====== RAW DATA ======

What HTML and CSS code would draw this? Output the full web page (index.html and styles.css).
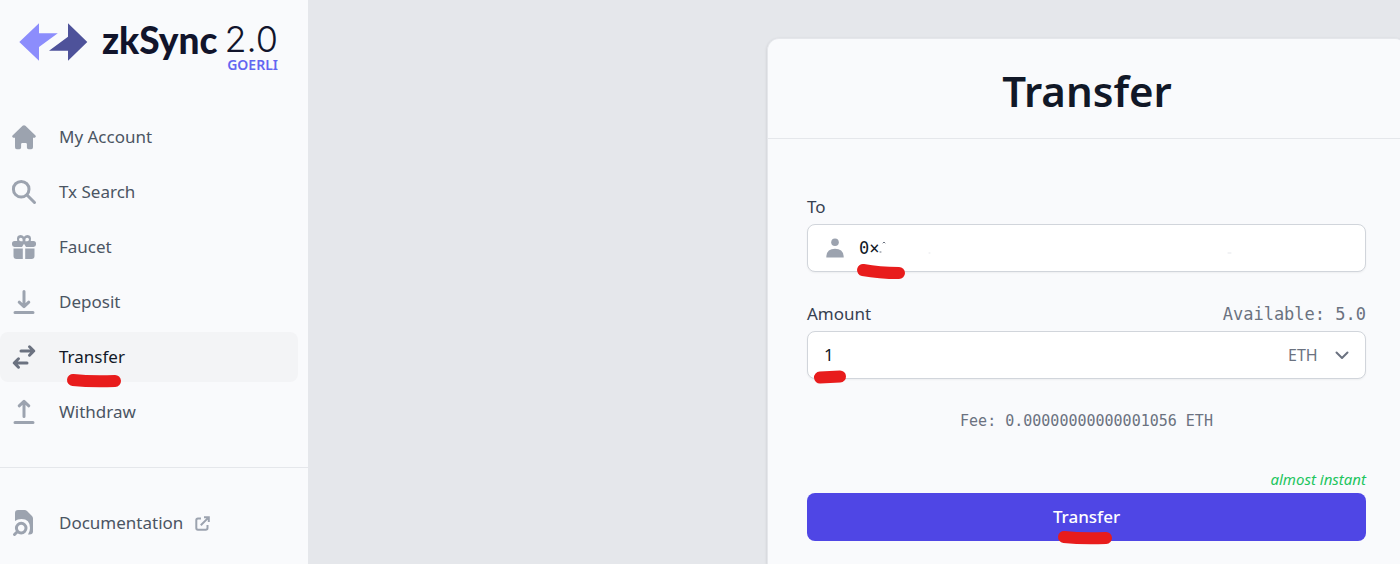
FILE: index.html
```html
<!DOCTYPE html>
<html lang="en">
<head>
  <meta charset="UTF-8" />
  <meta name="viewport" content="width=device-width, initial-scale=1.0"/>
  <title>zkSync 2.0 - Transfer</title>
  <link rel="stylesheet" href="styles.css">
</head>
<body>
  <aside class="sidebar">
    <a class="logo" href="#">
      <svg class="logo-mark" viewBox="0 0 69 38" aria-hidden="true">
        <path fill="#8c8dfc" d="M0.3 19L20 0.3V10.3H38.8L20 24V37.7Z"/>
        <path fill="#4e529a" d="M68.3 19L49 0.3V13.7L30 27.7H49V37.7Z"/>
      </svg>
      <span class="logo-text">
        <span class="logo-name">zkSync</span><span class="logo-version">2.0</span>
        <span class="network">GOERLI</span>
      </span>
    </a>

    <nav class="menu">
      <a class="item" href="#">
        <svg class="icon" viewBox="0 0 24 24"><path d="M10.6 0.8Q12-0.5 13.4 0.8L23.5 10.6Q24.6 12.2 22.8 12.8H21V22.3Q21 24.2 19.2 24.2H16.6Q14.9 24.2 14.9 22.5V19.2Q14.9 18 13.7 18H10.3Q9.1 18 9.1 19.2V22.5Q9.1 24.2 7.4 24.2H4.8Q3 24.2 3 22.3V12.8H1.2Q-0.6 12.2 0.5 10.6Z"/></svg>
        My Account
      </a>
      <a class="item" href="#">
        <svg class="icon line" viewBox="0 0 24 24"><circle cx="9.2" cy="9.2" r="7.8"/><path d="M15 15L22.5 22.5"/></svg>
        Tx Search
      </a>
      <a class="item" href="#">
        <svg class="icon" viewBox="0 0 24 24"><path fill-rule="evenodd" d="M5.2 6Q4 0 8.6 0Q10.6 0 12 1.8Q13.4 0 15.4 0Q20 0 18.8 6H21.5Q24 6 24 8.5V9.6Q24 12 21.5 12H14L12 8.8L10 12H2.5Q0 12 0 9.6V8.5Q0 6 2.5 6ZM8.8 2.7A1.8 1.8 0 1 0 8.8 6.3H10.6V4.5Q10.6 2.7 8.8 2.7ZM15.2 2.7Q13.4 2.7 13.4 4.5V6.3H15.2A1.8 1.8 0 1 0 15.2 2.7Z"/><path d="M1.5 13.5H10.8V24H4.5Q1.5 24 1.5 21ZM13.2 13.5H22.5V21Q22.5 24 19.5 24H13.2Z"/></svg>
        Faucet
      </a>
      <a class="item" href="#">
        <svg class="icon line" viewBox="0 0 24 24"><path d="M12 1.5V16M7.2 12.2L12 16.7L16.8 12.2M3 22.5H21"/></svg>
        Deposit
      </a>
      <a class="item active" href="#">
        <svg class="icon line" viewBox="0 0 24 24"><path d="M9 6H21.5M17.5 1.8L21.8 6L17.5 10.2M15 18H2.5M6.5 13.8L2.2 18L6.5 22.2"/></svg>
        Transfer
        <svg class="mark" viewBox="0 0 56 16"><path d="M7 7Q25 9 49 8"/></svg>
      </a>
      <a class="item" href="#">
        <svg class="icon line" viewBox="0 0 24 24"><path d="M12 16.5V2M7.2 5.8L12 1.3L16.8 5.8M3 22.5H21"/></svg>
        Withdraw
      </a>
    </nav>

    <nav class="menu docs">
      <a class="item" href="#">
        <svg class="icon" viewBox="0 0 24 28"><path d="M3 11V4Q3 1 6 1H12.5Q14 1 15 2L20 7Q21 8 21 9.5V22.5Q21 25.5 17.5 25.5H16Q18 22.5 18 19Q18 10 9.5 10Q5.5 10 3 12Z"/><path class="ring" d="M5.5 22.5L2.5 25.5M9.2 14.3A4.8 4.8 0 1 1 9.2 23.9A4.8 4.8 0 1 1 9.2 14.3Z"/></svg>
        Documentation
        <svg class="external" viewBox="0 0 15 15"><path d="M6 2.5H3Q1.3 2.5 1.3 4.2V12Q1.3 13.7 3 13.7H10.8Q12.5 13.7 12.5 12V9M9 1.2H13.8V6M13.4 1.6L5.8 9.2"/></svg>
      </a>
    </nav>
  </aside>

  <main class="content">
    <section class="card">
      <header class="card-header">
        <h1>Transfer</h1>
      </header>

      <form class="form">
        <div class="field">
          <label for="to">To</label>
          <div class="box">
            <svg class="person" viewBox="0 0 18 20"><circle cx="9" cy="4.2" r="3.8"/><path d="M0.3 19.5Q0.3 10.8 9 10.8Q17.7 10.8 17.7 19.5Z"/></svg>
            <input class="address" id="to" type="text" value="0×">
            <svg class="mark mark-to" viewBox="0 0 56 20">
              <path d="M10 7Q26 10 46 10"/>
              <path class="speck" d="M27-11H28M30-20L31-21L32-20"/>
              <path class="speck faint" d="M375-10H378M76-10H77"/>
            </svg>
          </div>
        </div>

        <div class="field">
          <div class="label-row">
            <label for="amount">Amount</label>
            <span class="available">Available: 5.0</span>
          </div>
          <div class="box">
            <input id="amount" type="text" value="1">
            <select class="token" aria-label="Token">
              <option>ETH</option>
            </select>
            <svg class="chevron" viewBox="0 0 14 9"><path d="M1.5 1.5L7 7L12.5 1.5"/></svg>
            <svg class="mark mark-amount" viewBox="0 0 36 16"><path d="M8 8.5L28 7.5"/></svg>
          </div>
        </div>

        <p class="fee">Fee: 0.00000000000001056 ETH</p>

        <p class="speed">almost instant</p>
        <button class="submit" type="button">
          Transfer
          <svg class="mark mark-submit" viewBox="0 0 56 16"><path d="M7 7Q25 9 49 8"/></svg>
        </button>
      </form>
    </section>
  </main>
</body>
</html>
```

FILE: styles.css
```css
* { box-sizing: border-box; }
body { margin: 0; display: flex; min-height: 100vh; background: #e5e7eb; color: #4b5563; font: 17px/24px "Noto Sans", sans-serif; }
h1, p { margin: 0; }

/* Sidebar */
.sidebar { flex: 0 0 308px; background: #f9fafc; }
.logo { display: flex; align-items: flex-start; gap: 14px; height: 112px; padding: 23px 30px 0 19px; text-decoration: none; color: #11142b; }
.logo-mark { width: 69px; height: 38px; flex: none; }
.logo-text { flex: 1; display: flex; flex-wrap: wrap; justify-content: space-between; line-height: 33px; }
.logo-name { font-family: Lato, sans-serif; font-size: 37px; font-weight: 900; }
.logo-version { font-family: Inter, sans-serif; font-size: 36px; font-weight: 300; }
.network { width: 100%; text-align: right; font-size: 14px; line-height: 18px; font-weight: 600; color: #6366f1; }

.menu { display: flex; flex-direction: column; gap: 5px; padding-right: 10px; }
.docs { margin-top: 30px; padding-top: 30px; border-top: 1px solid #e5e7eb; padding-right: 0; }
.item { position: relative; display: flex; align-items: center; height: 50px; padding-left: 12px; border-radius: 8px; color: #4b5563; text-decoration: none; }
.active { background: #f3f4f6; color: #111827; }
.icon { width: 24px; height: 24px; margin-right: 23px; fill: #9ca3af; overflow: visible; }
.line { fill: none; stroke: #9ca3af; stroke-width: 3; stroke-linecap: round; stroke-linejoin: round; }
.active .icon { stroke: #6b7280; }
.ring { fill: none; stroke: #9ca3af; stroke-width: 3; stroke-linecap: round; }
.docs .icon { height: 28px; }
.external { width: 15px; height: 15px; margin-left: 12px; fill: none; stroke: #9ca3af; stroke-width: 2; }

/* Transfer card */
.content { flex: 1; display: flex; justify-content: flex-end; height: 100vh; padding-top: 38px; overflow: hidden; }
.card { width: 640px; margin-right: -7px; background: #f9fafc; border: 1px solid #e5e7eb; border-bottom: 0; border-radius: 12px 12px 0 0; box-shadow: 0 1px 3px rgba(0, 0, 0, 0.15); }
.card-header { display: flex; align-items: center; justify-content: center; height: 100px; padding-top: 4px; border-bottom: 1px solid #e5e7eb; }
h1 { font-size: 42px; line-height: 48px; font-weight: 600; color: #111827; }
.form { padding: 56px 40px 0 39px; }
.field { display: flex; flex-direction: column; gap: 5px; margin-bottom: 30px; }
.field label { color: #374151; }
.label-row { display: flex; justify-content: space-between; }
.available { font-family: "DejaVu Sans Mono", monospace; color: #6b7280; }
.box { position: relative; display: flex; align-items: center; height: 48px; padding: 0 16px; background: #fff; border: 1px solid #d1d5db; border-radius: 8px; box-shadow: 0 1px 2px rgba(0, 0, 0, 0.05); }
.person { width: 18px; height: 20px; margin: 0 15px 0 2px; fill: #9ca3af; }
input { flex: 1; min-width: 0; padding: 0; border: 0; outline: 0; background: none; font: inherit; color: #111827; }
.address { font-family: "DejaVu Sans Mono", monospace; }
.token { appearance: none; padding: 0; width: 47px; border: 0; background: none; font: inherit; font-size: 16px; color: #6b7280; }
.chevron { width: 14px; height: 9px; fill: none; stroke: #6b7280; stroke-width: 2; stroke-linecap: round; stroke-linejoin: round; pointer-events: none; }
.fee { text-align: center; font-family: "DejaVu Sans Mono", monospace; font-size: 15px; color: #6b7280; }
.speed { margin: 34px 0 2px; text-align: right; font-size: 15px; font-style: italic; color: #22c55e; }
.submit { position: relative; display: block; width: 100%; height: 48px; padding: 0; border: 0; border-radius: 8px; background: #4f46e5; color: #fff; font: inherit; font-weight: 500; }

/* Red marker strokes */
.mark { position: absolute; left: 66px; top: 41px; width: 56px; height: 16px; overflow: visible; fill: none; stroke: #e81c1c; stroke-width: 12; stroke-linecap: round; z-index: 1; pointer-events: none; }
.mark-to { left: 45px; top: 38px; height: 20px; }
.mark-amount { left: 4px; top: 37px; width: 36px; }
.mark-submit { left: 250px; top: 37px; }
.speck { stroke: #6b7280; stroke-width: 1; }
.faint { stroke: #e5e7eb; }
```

======

→ YOUR INSTRUCTIONS: Where a line in the material contains "index", copy that line.

→ SOLUTION FOR THIS TASK:
What HTML and CSS code would draw this? Output the full web page (index.html and styles.css).
FILE: index.html
.mark { position: absolute; left: 66px; top: 41px; width: 56px; height: 16px; overflow: visible; fill: none; stroke: #e81c1c; stroke-width: 12; stroke-linecap: round; z-index: 1; pointer-events: none; }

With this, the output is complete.